— start of Given data —

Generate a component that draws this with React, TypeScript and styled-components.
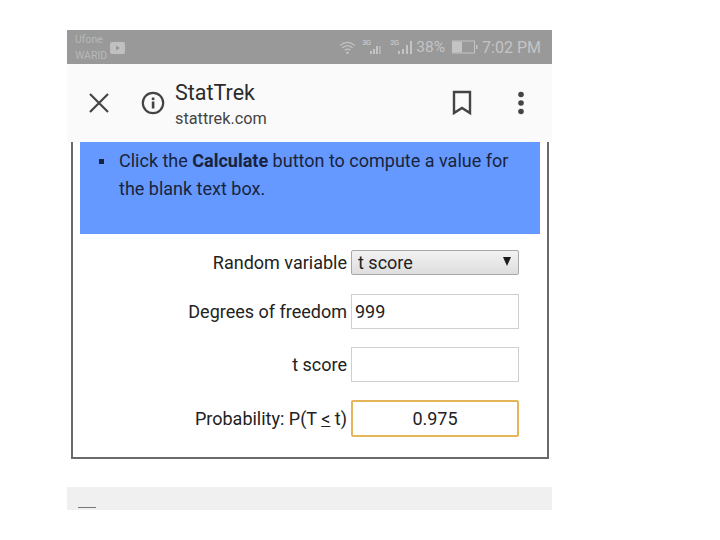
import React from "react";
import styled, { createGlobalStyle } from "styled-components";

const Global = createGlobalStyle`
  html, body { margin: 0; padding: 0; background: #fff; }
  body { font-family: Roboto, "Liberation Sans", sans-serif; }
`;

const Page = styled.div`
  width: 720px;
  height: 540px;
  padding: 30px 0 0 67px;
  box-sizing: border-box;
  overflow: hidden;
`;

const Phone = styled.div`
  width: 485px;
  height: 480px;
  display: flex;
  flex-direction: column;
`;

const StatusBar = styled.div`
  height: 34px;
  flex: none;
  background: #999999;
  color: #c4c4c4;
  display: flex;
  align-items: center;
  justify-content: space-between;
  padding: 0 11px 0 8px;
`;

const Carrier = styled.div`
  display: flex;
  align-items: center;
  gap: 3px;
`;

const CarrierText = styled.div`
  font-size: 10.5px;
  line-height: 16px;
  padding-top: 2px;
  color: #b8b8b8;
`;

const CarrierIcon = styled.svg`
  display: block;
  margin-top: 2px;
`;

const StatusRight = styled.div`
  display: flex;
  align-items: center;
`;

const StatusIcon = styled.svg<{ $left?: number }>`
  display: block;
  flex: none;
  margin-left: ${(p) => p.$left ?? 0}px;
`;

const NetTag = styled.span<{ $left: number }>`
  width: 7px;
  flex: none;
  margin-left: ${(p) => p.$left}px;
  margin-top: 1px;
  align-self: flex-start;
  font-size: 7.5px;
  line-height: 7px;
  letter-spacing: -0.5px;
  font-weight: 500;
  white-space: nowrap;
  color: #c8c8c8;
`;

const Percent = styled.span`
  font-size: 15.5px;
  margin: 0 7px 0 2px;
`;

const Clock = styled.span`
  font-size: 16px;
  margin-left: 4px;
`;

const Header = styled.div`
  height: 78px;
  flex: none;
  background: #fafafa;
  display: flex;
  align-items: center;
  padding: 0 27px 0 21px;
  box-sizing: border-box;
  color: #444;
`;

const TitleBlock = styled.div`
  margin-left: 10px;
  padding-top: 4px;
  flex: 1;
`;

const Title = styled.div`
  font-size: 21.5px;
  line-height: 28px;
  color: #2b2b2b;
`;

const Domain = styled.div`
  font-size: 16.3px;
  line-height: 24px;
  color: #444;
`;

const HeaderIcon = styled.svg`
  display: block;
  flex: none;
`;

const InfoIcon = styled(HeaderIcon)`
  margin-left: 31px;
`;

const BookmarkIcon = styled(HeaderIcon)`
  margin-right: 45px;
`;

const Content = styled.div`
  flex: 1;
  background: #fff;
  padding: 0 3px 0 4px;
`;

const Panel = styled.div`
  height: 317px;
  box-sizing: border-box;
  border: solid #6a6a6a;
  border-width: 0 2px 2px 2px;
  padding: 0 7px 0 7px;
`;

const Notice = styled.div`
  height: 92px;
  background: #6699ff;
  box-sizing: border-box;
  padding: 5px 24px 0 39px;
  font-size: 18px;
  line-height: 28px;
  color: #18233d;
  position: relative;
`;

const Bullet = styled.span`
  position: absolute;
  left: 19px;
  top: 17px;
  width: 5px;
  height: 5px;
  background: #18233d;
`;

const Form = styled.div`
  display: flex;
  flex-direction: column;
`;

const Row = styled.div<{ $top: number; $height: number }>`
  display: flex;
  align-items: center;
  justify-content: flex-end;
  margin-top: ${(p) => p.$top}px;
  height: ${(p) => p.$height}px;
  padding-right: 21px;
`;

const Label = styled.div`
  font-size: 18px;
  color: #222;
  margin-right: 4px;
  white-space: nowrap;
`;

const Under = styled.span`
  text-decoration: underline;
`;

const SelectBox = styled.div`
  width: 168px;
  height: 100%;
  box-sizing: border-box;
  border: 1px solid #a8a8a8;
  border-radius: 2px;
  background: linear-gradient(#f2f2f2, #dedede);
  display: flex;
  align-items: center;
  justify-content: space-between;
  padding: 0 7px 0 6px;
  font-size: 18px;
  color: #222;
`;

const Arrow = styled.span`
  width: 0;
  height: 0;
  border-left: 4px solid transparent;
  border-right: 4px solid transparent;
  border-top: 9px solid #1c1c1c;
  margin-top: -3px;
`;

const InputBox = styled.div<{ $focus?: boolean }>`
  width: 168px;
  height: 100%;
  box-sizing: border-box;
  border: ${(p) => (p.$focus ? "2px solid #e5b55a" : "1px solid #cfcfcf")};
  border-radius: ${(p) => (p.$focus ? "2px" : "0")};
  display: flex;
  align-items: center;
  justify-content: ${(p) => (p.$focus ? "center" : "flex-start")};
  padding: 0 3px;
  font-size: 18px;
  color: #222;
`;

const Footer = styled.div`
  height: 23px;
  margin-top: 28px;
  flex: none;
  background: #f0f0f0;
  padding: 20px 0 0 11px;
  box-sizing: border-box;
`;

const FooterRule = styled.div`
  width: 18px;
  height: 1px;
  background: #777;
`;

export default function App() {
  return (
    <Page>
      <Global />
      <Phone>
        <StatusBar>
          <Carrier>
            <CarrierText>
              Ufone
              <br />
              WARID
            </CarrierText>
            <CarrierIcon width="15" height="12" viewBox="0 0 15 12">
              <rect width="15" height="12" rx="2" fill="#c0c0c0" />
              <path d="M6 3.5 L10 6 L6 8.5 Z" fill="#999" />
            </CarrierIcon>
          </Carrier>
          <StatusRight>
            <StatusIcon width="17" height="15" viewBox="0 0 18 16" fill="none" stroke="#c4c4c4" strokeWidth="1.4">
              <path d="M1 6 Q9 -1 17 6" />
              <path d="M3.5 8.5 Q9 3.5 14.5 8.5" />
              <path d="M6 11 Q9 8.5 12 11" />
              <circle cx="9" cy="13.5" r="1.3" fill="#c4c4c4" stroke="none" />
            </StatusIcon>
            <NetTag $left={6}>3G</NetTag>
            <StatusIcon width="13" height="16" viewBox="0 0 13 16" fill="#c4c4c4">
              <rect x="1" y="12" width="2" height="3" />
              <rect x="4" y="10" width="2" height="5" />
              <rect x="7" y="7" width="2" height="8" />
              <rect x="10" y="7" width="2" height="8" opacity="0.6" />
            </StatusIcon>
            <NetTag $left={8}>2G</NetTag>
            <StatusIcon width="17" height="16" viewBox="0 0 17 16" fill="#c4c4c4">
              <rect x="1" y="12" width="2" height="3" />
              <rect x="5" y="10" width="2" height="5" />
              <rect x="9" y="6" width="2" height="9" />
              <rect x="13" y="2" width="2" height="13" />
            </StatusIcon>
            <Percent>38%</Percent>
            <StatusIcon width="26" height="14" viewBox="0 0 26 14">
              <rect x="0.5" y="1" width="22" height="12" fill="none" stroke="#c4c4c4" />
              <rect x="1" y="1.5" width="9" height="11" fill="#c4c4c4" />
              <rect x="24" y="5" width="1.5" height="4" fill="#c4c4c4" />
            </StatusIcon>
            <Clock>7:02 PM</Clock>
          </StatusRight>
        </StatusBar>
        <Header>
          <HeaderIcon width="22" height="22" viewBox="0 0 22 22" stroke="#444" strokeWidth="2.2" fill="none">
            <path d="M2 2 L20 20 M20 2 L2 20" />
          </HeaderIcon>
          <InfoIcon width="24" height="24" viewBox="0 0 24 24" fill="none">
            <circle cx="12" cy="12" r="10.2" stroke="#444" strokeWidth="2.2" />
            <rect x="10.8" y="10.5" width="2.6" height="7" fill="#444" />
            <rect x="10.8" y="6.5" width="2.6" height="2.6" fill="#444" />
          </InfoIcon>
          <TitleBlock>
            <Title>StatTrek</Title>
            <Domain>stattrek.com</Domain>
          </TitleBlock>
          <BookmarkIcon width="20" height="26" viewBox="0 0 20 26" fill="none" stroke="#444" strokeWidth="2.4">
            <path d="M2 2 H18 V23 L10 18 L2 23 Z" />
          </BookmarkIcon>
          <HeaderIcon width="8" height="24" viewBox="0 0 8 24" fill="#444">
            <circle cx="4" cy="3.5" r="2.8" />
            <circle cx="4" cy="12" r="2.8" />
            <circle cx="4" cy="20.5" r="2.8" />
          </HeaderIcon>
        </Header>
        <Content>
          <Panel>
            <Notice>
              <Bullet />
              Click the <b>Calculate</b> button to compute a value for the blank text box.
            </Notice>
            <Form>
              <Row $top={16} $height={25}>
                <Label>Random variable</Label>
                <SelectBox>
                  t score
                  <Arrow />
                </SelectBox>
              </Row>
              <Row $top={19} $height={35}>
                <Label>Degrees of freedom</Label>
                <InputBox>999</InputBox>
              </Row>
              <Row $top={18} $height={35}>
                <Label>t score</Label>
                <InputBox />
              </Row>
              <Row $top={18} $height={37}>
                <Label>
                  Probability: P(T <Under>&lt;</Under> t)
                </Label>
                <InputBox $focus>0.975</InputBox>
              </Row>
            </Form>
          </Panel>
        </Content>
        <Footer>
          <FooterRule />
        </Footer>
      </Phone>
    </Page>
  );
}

— end of Given data —

#### Directions:
Go through the data and count each line that has the word "components", then give the total alone.

#### Result:
2